▶ What to do
Find how many lines contain the word "page" and state that number alone.

* Begin Provided material *

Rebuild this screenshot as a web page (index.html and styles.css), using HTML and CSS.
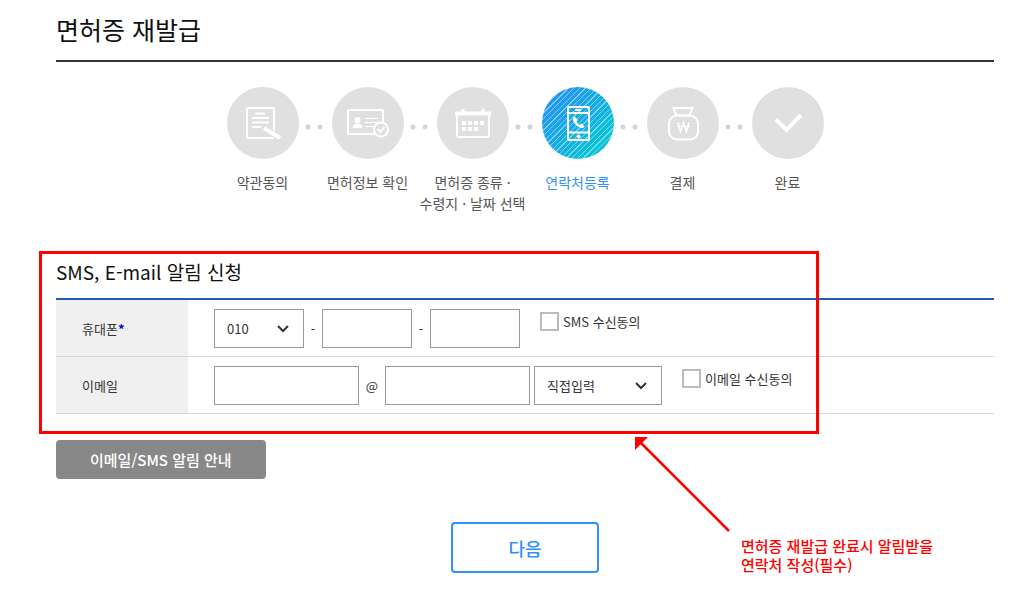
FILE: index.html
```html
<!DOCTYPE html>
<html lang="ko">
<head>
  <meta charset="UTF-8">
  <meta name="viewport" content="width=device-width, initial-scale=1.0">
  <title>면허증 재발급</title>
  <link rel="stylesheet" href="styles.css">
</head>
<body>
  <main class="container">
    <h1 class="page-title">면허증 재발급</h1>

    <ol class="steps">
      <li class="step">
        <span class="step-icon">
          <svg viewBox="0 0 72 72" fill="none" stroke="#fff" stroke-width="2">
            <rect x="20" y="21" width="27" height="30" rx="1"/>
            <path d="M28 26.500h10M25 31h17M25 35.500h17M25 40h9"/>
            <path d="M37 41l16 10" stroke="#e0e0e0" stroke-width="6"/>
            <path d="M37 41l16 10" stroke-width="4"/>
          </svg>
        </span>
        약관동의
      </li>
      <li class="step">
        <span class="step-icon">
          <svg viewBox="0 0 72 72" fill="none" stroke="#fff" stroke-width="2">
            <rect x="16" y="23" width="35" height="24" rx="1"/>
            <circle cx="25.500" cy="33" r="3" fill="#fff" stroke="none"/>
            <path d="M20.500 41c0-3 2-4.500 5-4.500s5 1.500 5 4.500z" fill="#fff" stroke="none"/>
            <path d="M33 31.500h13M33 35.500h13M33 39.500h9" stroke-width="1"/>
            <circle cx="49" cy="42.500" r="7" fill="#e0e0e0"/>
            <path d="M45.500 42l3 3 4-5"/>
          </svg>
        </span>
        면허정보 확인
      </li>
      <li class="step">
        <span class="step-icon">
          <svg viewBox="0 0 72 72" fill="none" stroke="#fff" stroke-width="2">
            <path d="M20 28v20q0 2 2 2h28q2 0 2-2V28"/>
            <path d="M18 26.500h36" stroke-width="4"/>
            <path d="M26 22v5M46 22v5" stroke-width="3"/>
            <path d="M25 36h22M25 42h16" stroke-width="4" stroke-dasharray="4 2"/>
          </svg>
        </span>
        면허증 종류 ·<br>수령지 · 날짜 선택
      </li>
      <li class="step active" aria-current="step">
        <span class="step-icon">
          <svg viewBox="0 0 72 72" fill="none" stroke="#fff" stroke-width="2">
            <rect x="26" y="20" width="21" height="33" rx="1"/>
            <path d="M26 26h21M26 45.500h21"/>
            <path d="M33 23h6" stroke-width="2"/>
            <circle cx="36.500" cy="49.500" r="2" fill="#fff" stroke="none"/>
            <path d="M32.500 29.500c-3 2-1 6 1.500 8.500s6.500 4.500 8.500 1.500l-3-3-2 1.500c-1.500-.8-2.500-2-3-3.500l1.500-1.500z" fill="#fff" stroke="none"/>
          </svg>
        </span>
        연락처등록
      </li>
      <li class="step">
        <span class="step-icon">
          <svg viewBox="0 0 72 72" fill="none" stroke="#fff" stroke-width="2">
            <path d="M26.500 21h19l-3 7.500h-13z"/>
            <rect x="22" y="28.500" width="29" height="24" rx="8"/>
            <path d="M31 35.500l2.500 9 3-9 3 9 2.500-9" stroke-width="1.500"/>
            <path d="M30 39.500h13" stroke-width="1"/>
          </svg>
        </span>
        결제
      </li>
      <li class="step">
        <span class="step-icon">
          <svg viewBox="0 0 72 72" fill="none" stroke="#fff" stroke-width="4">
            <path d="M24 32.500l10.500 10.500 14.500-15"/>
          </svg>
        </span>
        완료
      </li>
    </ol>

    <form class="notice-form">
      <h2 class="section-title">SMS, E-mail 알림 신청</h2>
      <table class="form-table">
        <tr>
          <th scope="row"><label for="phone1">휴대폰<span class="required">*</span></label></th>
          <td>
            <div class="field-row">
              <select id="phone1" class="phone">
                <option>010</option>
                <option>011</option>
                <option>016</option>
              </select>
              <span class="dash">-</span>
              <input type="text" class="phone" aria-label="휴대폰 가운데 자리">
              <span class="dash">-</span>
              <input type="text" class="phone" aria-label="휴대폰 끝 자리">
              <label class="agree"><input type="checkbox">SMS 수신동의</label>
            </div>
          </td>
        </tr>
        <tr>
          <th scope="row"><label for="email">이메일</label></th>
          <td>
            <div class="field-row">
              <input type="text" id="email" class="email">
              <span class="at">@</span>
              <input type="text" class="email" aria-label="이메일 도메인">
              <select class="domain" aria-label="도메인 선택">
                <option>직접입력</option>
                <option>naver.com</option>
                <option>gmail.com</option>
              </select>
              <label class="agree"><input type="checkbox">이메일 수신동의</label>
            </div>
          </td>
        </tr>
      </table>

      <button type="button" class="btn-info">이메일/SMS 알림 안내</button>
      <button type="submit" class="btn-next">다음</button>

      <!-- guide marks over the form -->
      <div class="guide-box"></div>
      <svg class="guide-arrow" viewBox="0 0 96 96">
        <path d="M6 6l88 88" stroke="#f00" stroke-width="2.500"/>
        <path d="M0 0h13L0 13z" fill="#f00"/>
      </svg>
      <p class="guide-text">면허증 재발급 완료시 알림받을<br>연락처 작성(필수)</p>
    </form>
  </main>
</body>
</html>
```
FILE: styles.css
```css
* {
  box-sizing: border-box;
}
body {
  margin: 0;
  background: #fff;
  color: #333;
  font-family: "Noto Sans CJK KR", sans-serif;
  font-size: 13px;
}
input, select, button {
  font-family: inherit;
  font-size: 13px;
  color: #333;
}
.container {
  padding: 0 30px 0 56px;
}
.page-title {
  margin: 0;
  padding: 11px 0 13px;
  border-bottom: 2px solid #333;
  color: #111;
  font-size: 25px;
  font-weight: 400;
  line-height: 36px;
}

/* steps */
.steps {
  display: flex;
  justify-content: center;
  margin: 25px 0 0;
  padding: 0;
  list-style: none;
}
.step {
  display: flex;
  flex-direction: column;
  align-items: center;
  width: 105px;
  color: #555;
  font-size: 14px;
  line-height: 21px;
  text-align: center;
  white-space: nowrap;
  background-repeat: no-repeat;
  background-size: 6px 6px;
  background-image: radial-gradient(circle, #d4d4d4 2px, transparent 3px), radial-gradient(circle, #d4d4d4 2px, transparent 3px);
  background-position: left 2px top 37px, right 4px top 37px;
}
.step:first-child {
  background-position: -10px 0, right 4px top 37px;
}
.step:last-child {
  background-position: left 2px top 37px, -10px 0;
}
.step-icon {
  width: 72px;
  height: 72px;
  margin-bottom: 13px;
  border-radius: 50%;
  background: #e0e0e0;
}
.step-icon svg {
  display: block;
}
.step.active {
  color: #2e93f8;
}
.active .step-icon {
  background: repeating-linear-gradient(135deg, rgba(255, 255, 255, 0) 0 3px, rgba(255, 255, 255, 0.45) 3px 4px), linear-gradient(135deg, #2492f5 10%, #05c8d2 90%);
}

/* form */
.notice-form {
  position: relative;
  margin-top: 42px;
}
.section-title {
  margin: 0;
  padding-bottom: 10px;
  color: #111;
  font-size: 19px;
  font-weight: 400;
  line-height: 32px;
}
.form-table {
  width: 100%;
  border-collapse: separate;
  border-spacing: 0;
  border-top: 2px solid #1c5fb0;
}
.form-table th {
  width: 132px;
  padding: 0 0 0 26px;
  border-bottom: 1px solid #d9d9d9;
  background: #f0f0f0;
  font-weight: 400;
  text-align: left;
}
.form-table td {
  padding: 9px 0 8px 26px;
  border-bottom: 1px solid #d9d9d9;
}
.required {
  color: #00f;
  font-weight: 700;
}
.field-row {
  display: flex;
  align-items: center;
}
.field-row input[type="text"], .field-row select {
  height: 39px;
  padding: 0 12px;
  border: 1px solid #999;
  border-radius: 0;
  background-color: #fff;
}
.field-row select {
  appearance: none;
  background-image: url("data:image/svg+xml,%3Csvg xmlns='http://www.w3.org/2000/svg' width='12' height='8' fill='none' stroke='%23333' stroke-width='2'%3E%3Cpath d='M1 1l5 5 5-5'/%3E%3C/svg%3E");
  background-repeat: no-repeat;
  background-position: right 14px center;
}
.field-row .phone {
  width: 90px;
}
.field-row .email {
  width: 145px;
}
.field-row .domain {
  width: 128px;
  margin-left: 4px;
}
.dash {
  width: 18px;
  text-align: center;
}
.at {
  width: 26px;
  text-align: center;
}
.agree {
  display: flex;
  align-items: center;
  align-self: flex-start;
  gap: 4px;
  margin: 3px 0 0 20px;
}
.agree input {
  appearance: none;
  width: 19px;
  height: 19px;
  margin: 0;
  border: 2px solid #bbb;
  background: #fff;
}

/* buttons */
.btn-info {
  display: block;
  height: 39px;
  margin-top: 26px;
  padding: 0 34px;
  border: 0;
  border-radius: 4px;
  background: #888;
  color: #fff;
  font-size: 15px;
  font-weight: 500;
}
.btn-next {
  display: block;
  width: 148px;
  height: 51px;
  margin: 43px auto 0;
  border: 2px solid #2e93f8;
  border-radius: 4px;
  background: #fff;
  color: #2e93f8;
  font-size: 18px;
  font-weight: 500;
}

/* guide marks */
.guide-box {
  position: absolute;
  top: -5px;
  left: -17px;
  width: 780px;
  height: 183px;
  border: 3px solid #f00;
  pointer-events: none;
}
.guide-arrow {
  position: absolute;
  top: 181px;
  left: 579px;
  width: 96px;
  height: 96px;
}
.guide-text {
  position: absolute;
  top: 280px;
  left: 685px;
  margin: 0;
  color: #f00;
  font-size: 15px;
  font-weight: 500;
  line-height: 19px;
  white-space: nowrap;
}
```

* End Provided material *

▶ Answer to the problem
3